Friday, August 15, 2014

The Anniversary - beginning a short film.

The Anniversary

The Anniversary is one of the first big projects I worked on at Brain Zoo. It was a serious drama about a man trapped in a cycle of mourning for his diseased wife, but in the end, finds a kindred spirit in the form of a grieving widow. While I started with very cartoony faces, it became apparent quickly that this drama wasn't going to have gags or anything super exaggerated and another style would need to be developed. My director told me not to think of this project as an animated short, but only a film that used cgi. There were going to be a lot of subtle emotions and he didn't want to romanticize the sadness or overplay it.

To develop the Old Man, I knew we needed someone who looked like they'd seen every hardship, so a lot of wrinkles. There also need to be some kind of heaviness or weight to the face, the emotional weight pulling his expression down.

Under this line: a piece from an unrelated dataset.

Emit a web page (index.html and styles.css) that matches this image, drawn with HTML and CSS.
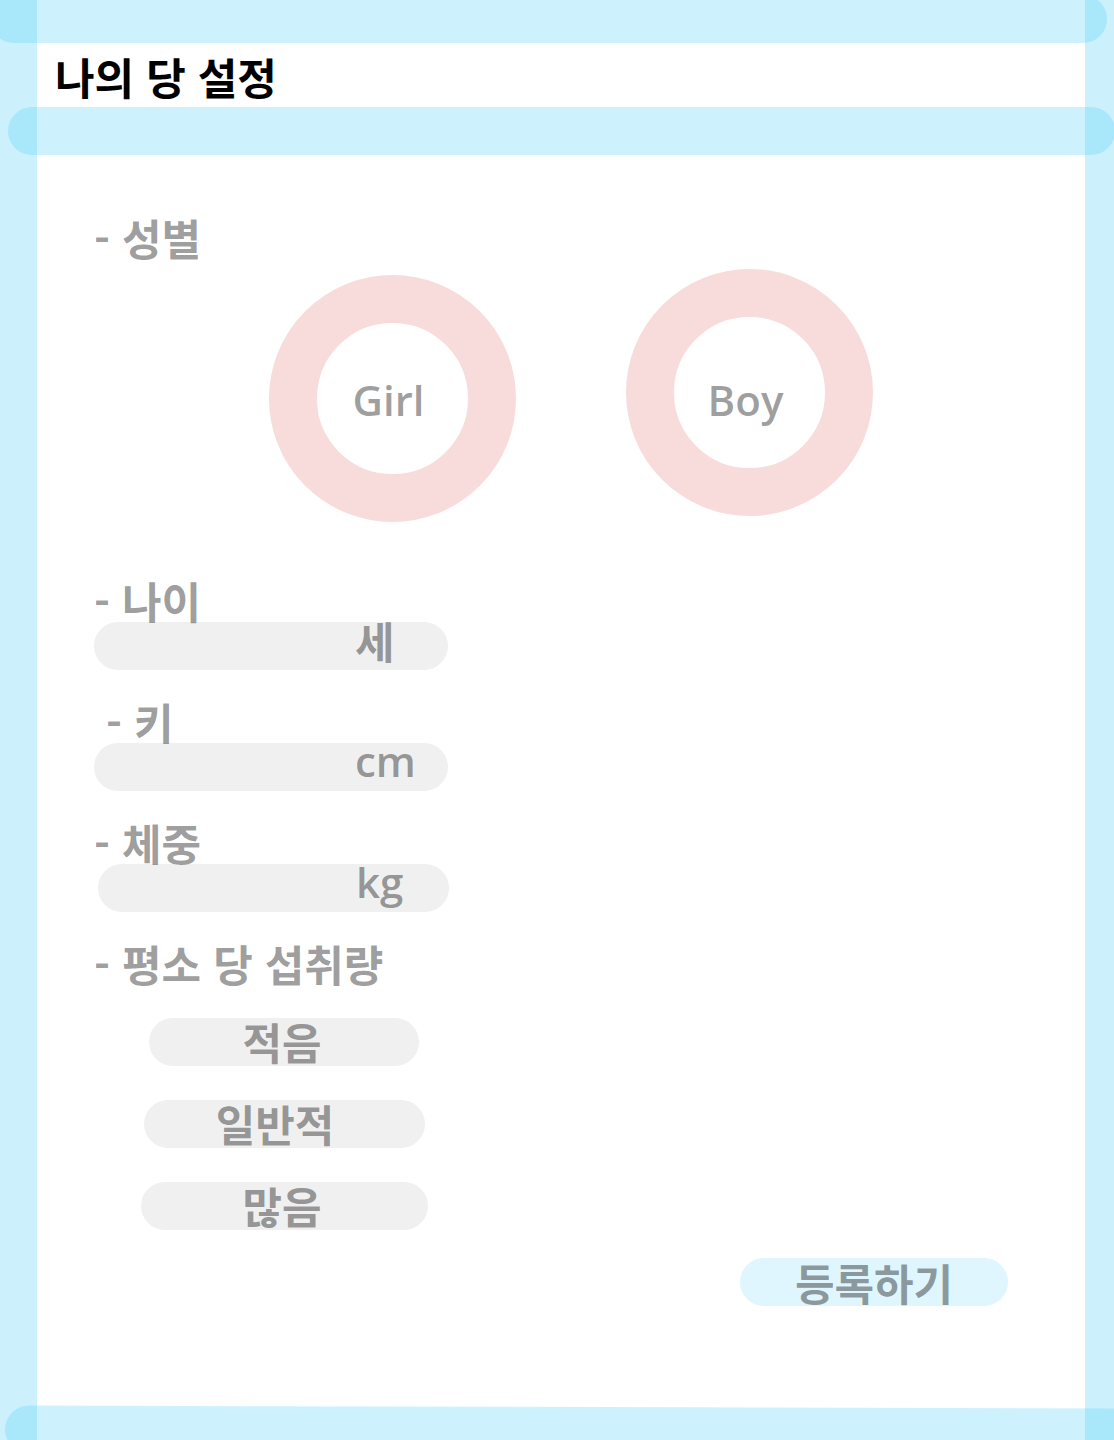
FILE: index.html
```html
<!DOCTYPE html>
<html lang="ko">
<head>
  <meta charset="utf-8">
  <meta name="viewport" content="width=device-width, initial-scale=1">
  <title>나의 당 설정</title>
  <link rel="stylesheet" href="styles.css">
</head>
<body>
  <div class="page">
    <div class="bar bar-top"></div>
    <header class="header">
      <h1 class="title">나의 당 설정</h1>
    </header>
    <div class="bar bar-middle"></div>

    <main class="main">
      <form class="form">
        <section class="gender" aria-labelledby="gender-label">
          <h2 class="label" id="gender-label">- 성별</h2>
          <div class="gender-options">
            <button class="ring" type="button">Girl</button>
            <button class="ring ring-raised" type="button">Boy</button>
          </div>
        </section>

        <div class="fields">
          <div class="field">
            <label class="label" for="age">- 나이</label>
            <div class="pill entry">
              <input class="entry-input" id="age" type="text" inputmode="numeric">
              <span class="unit">세</span>
            </div>
          </div>
          <div class="field">
            <label class="label label-indent" for="height">- 키</label>
            <div class="pill entry">
              <input class="entry-input" id="height" type="text" inputmode="numeric">
              <span class="unit unit-latin">cm</span>
            </div>
          </div>
          <div class="field">
            <label class="label" for="weight">- 체중</label>
            <div class="pill entry entry-short">
              <input class="entry-input" id="weight" type="text" inputmode="numeric">
              <span class="unit unit-latin">kg</span>
            </div>
          </div>
        </div>

        <section class="intake" aria-labelledby="intake-label">
          <h2 class="label" id="intake-label">- 평소 당 섭취량</h2>
          <div class="intake-options">
            <button class="pill choice choice-low" type="button">적음</button>
            <button class="pill choice choice-normal" type="button">일반적</button>
            <button class="pill choice choice-high" type="button">많음</button>
          </div>
        </section>

        <button class="pill submit" type="submit">등록하기</button>
      </form>
    </main>

    <div class="bar bar-bottom"></div>
  </div>
</body>
</html>
```
FILE: styles.css
```css
:root {
  --band: #ccf1fd;
  --bar: rgba(82, 207, 248, 0.29);
  --ring: #f8dcdc;
  --pill: #f0f0f0;
  --text: rgba(0, 0, 0, 0.4);
  --latin: "Open Sans", "Noto Sans CJK KR", sans-serif;
}

* {
  box-sizing: border-box;
}

body {
  margin: 0;
  background: #fff;
  color: var(--text);
  font-family: "Noto Sans CJK KR", sans-serif;
  font-size: 43px;
  font-weight: 700;
  line-height: 40px;
}

button,
input {
  border: 0;
  padding: 0;
  background: none;
  color: inherit;
  font: inherit;
}

button {
  cursor: pointer;
}

.page {
  display: flex;
  flex-direction: column;
  min-height: 100vh;
  overflow: hidden;
  padding: 0 29px 0 37px;
  background:
    linear-gradient(var(--band), var(--band)) left / 37px 100% no-repeat,
    linear-gradient(var(--band), var(--band)) right / 29px 100% no-repeat;
}

.bar {
  flex: none;
  height: 48px;
  border-radius: 24px;
  background: var(--bar);
}

.bar-top {
  margin: -5px -22px 0 -47px;
}

.bar-middle {
  margin: 0 -30px 0 -29px;
}

.bar-bottom {
  margin: auto -60px -15px -32px;
  transform: rotate(0.15deg);
}

.header {
  display: flex;
  align-items: center;
  height: 64px;
  padding: 2px 18px 0;
}

.title {
  margin: 0;
  color: #000;
  font-size: 43px;
  font-weight: 700;
  line-height: 48px;
}

.main {
  padding: 64px 77px 0 57px;
}

.form {
  display: flex;
  flex-direction: column;
}

.label {
  display: block;
  height: 40px;
  margin: 0;
  font-size: 43px;
  font-weight: 700;
  line-height: 36px;
}

.label-indent {
  padding-left: 12px;
}

.gender-options {
  display: flex;
  align-items: baseline;
  gap: 110px;
  margin: 10px 0 60px 175px;
}

.ring {
  width: 247px;
  height: 247px;
  border: 48px solid var(--ring);
  border-radius: 50%;
  padding: 2px 8px 0 0;
  font-family: var(--latin);
  font-size: 42px;
  font-weight: 600;
}

.ring-raised {
  padding-top: 14px;
}

.fields {
  display: flex;
  flex-direction: column;
  gap: 33px;
}

.pill {
  height: 48px;
  border-radius: 24px;
  background: var(--pill);
}

.entry {
  display: flex;
  width: 354px;
}

.entry-short {
  width: 351px;
  margin-left: 4px;
}

.entry-input {
  flex: 1;
  min-width: 0;
  padding-left: 24px;
}

.unit {
  width: 93px;
  line-height: 36px;
}

.unit-latin {
  font-family: var(--latin);
  font-size: 42px;
  font-weight: 600;
}

.intake {
  margin-top: 33px;
}

.intake-options {
  display: flex;
  flex-direction: column;
  align-items: center;
  gap: 34px;
  width: 380px;
  margin-top: 33px;
}

.choice {
  padding: 0 4px 2px 0;
}

.choice-low {
  width: 270px;
}

.choice-normal {
  width: 281px;
  padding-right: 18px;
}

.choice-high {
  width: 287px;
}

.submit {
  align-self: flex-end;
  width: 268px;
  margin-top: 28px;
  background: #dff6fe;
}
```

A lot of dipping curves and bags of skin.

My first round of sketches as the story was being fleshed out.


Mo (my director) suggested that one way we could create a new look that had both exaggerated elements, but also highly realistic elements was to take real photos of older people and liquify their faces to create new characters. At the time, I was loathe to do this (eye roll at former self), since I felt it would really hamper my creativity, but I never would have gotten such unique results without it. Check it out.




I think of this style as photo caricaturing. The great thing was that the uniqueness of the source face allowed me to create much more unique faces than I could have created just from my imagination. Subtle things, like one eye open more than the other, or slightly lower than the other, all made it in there that would have been generalized out in a much cartoonier sketch. Even the way wrinkles formed became very unique from person to person.